Next to being able to scale to an arbitrary size without suffering data loss, the SVG data format allows images to be far more compact. Basically, SVG is just XML, which also means it can be easily compressed to make its size even smaller. For example, this is the (uncompressed) SVG for the flag of the Kingdom of Belgium.
<svg xmlns="http://www.w3.org/2000/svg" width="450" height="300"> <rect width="450" height="300"/> <rect x="150" width="150" height="300" fill="#FAE042"/> <rect x="300" width="150" height="300" fill="#ED2939"/> </svg>This svg node only weighs as much as 224 bytes, while the image rendered as a high resolution PNG weighs 13.402 bytes. Stuff like that makes a significant difference when you're serving millions of page views on a daily basis.

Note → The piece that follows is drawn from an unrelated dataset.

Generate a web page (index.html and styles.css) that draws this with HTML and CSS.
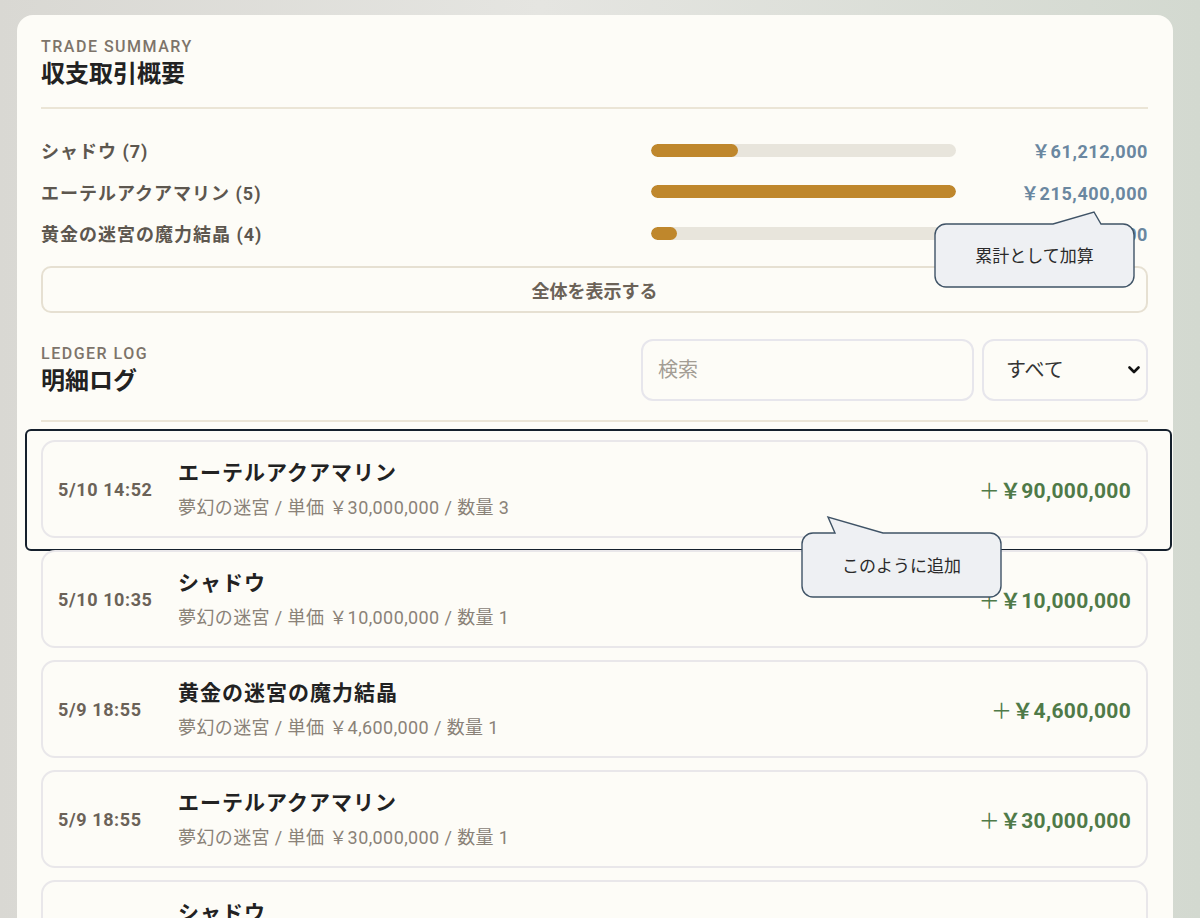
FILE: index.html
```html
<!DOCTYPE html>
<html lang="ja">
<head>
	<meta charset="utf-8">
	<title>収支取引概要</title>
	<link rel="stylesheet" href="styles.css">
</head>
<body>
	<div class="panel">
		<div class="sectionHead">
			<div class="eyebrow">TRADE SUMMARY</div>
			<h1 class="title">収支取引概要</h1>
		</div>

		<div class="summary">
			<div class="sumRow">
				<span class="sumLabel">シャドウ (7)</span>
				<span class="track"><span class="fill" style="width:28.4%"></span></span>
				<span class="sumValue">￥61,212,000</span>
			</div>
			<div class="sumRow">
				<span class="sumLabel">エーテルアクアマリン (5)</span>
				<span class="track"><span class="fill" style="width:100%"></span></span>
				<span class="sumValue">￥215,400,000</span>
			</div>
			<div class="sumRow">
				<span class="sumLabel">黄金の迷宮の魔力結晶 (4)</span>
				<span class="track"><span class="fill" style="width:8.5%"></span></span>
				<span class="sumValue">￥18,400,000</span>
			</div>
		</div>

		<button class="showAll">全体を表示する</button>

		<div class="ledgerHead">
			<div>
				<div class="eyebrow">LEDGER LOG</div>
				<h2 class="title">明細ログ</h2>
			</div>
			<div class="filters">
				<input class="search" type="text" placeholder="検索">
				<div class="selectWrap">
					<select class="kind">
						<option>すべて</option>
						<option>売却</option>
						<option>購入</option>
					</select>
					<svg class="chevron" width="12" height="8" viewBox="0 0 12 8"><path d="M1.5 1.5 L6 6 L10.5 1.5" fill="none" stroke="#111" stroke-width="2.6" stroke-linecap="round" stroke-linejoin="round"/></svg>
				</div>
			</div>
		</div>

		<div class="ledger">
			<div class="entry">
				<div class="time">5/10 14:52</div>
				<div class="info">
					<div class="name">エーテルアクアマリン</div>
					<div class="meta">夢幻の迷宮 / 単価 ￥30,000,000 / 数量 3</div>
				</div>
				<div class="amount"><span class="plus">＋</span>￥90,000,000</div>
				<div class="focusRing"></div>
			</div>
			<div class="entry">
				<div class="time">5/10 10:35</div>
				<div class="info">
					<div class="name">シャドウ</div>
					<div class="meta">夢幻の迷宮 / 単価 ￥10,000,000 / 数量 1</div>
				</div>
				<div class="amount"><span class="plus">＋</span>￥10,000,000</div>
			</div>
			<div class="entry">
				<div class="time">5/9 18:55</div>
				<div class="info">
					<div class="name">黄金の迷宮の魔力結晶</div>
					<div class="meta">夢幻の迷宮 / 単価 ￥4,600,000 / 数量 1</div>
				</div>
				<div class="amount"><span class="plus">＋</span>￥4,600,000</div>
			</div>
			<div class="entry">
				<div class="time">5/9 18:55</div>
				<div class="info">
					<div class="name">エーテルアクアマリン</div>
					<div class="meta">夢幻の迷宮 / 単価 ￥30,000,000 / 数量 1</div>
				</div>
				<div class="amount"><span class="plus">＋</span>￥30,000,000</div>
			</div>
			<div class="entry">
				<div class="time">5/9 18:40</div>
				<div class="info">
					<div class="name">シャドウ</div>
					<div class="meta">夢幻の迷宮 / 単価 ￥8,600,000 / 数量 1</div>
				</div>
				<div class="amount"><span class="plus">＋</span>￥8,600,000</div>
			</div>
		</div>

		<!-- speech bubbles -->
		<div class="bubble bubbleSum">
			<svg width="203" height="79" viewBox="0 0 203 79"><path d="M13 14 H120 L161 2 L168 14 H190 A11 11 0 0 1 201 25 V66 A11 11 0 0 1 190 77 H13 A11 11 0 0 1 2 66 V25 A11 11 0 0 1 13 14 Z" fill="#eef0f3" stroke="#3f5366" stroke-width="1.4"/></svg>
			<span class="bubbleText">累計として加算</span>
		</div>
		<div class="bubble bubbleAdd">
			<svg width="203" height="84" viewBox="0 0 203 84"><path d="M13 18 H35 L28 2 L83 18 H190 A11 11 0 0 1 201 29 V71 A11 11 0 0 1 190 82 H13 A11 11 0 0 1 2 71 V29 A11 11 0 0 1 13 18 Z" fill="#eef0f3" stroke="#3f5366" stroke-width="1.4"/></svg>
			<span class="bubbleText">このように追加</span>
		</div>
	</div>
</body>
</html>
```

FILE: styles.css
```css
html, body{
	margin:0;
	height:100%;
}
body{
	background:linear-gradient(90deg, #d9d8d3 0%, #e5e5e1 45%, #d3d9d0 100%);
	font-family:Roboto, "Noto Sans CJK JP", sans-serif;
	color:#222;
	overflow:hidden;
}
.panel{
	position:relative;
	margin:15px 27px 0 17px;
	min-height:903px;
	box-sizing:border-box;
	padding:22px 25px 0 24px;
	background:#fdfcf7;
	border-radius:16px 16px 0 0;
}
.sectionHead{
	padding-bottom:18px;
	border-bottom:2px solid #ebe5d6;
}
.eyebrow{
	font-size:16px;
	line-height:20px;
	font-weight:500;
	color:#7d746a;
	letter-spacing:1.5px;
}
.title{
	margin:2px 0 0;
	font-size:24px;
	line-height:30px;
	font-weight:700;
	color:#222;
}

/* summary bars */
.summary{
	display:flex;
	flex-direction:column;
	gap:13.5px;
	padding-top:27px;
}
.sumRow{
	display:grid;
	grid-template-columns:1fr 305px 192px;
	align-items:center;
	height:28px;
}
.sumLabel{
	font-size:18px;
	font-weight:700;
	color:#5d574f;
	letter-spacing:1px;
}
.track{
	display:block;
	height:13px;
	border-radius:7px;
	background:#e8e5dc;
	overflow:hidden;
}
.fill{
	display:block;
	height:100%;
	border-radius:7px;
	background:#bf872c;
}
.sumValue{
	text-align:right;
	font-size:18px;
	font-weight:700;
	color:#6a87a0;
	letter-spacing:0.6px;
}
.showAll{
	display:block;
	width:100%;
	height:47px;
	margin-top:19px;
	border:2px solid #e6e0d2;
	border-radius:10px;
	background:#fdfcf7;
	font-family:Roboto, "Noto Sans CJK JP", sans-serif;
	font-size:18px;
	font-weight:700;
	color:#6b6258;
}

/* ledger */
.ledgerHead{
	display:flex;
	justify-content:space-between;
	align-items:center;
	margin-top:26px;
	padding-bottom:19px;
	border-bottom:2px solid #ebe5d6;
}
.filters{
	display:flex;
	gap:8px;
}
.search{
	width:333px;
	height:62px;
	box-sizing:border-box;
	padding:0 15px;
	border:2px solid #e7e6ec;
	border-radius:12px;
	background:#fdfcf7;
	font-family:Roboto, "Noto Sans CJK JP", sans-serif;
	font-size:20px;
	outline:none;
}
.search::placeholder{
	color:#a39d94;
}
.selectWrap{
	position:relative;
}
.kind{
	appearance:none;
	width:166px;
	height:62px;
	box-sizing:border-box;
	padding:0 22px;
	border:2px solid #e7e6ec;
	border-radius:12px;
	background:#fdfcf7;
	font-family:Roboto, "Noto Sans CJK JP", sans-serif;
	font-size:20px;
	color:#333;
}
.chevron{
	position:absolute;
	right:8px;
	top:27px;
	pointer-events:none;
}
.ledger{
	display:flex;
	flex-direction:column;
	gap:12px;
	padding-top:18px;
}
.entry{
	position:relative;
	display:grid;
	grid-template-columns:120px 1fr auto;
	align-items:center;
	height:98px;
	box-sizing:border-box;
	padding:0 15px;
	border:2px solid #e9e7ea;
	border-radius:14px;
	background:#fdfcf7;
}
.time{
	font-size:18px;
	font-weight:700;
	color:#6b6258;
	letter-spacing:0.6px;
}
.name{
	font-size:21px;
	line-height:26px;
	font-weight:700;
	color:#222;
	letter-spacing:1px;
}
.meta{
	margin-top:11px;
	font-size:18px;
	line-height:22px;
	color:#8a8278;
	letter-spacing:0.4px;
}
.amount{
	font-size:21px;
	font-weight:700;
	color:#4f7a48;
	letter-spacing:0.3px;
}
.plus{
	font-weight:400;
}
.focusRing{
	position:absolute;
	left:-18px;
	top:-13px;
	right:-26px;
	bottom:-15px;
	border:2px solid #15202c;
	border-radius:6px;
	pointer-events:none;
}

/* callouts */
.bubble{
	position:absolute;
	z-index:2;
}
.bubble svg{
	display:block;
}
.bubbleText{
	position:absolute;
	left:2px;
	right:2px;
	font-family:"Noto Sans CJK JP", sans-serif;
	font-size:17px;
	line-height:20px;
	text-align:center;
	color:#2a2a2a;
}
.bubbleSum{
	left:916px;
	top:195px;
}
.bubbleSum .bubbleText{
	top:35px;
}
.bubbleAdd{
	left:783px;
	top:500px;
}
.bubbleAdd .bubbleText{
	top:40px;
}
```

The first time I touched SVG was a few years ago when I was still working on fire department projects. We were working with a third party that used SVG to draw maps in the browser. Being already in the post-Google Maps era, I thought it was terrible I had to download Adobe's SVG viewer. While the Google Maps technology already works great, there are still things SVG can do better and cleaner, especially for more specialized GIS applications. There is an interesting paper on that subject here, it's a bit outdated though.
I can only applaud making the browser more capable, and losing yet another plug-in. I'm curious to see how other applications will start taking advantage of the opportunities native SVG support across all modern browsers (even Internet Explorer) presents.
Have you already built things using SVG? Or even considered it?